One senses a shift from admiration to scepticism as the centuries roll on.
Decline and Abolition
The corps became hereditary by the seventeenth century, undermining the original devshirme model. This eroded discipline and opened the door to political meddling. They still had teeth, but they used them as often on the palace as on the battlefield. By the early nineteenth century their resistance to reform became intolerable to Sultan Mahmud II.

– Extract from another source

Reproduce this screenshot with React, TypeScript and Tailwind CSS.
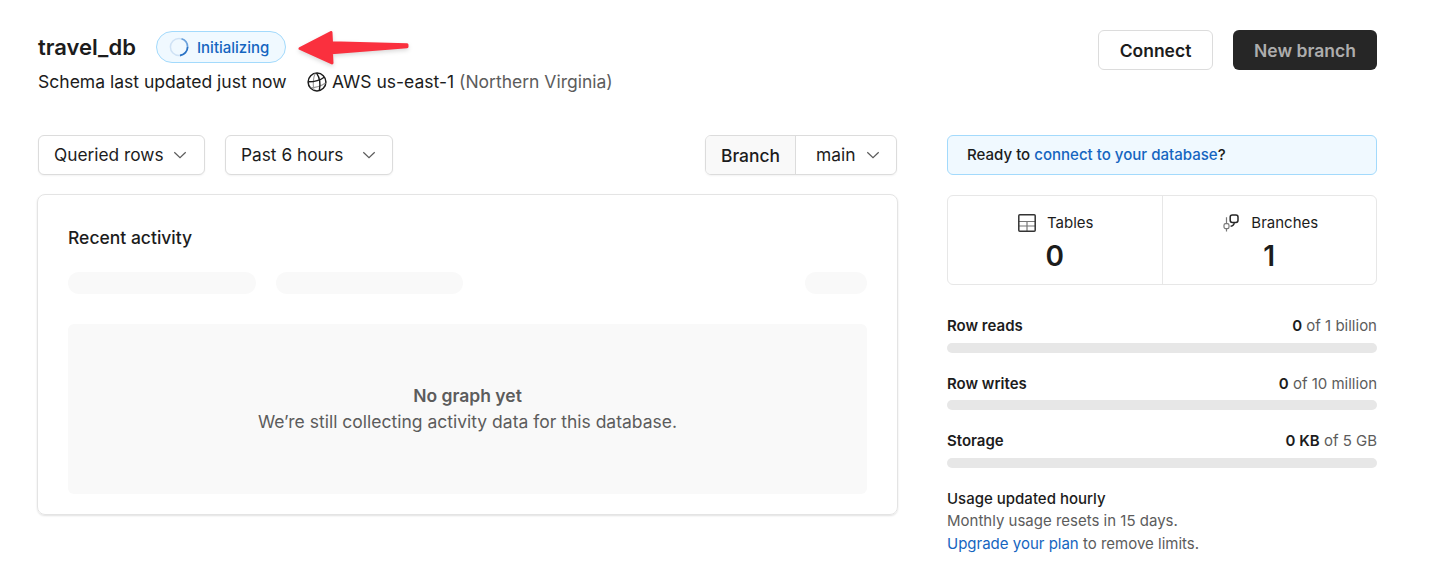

In 1826 the Auspicious Incident brought their story to a violent end. Janissary barracks were shelled, the revolt was crushed and the corps was abolished. It was a grim full stop at the end of a long chapter.
Legacy
The Janissaries remain one of the most recognisable military forces in world history. Their uniforms, their music, their curved swords and their complex inner culture created a legacy that still hangs in the air of Istanbul. As a historian, I find their story both fascinating and cautionary. They were a weapon that shaped an empire, and also a warning about what happens when a weapon becomes a political force in its own right.
Their image survives in museums, in Ottoman miniatures, in European travel accounts and in a thousand overblown myths. Strip back the exaggeration, and you still find a remarkable experiment in military engineering, one that lasted far longer than anyone might have predicted.
If you ever stand in the old Atmeydanı and feel a faint echo of marching feet, you are not imagining it. Some stories cling to the ground where they were forged.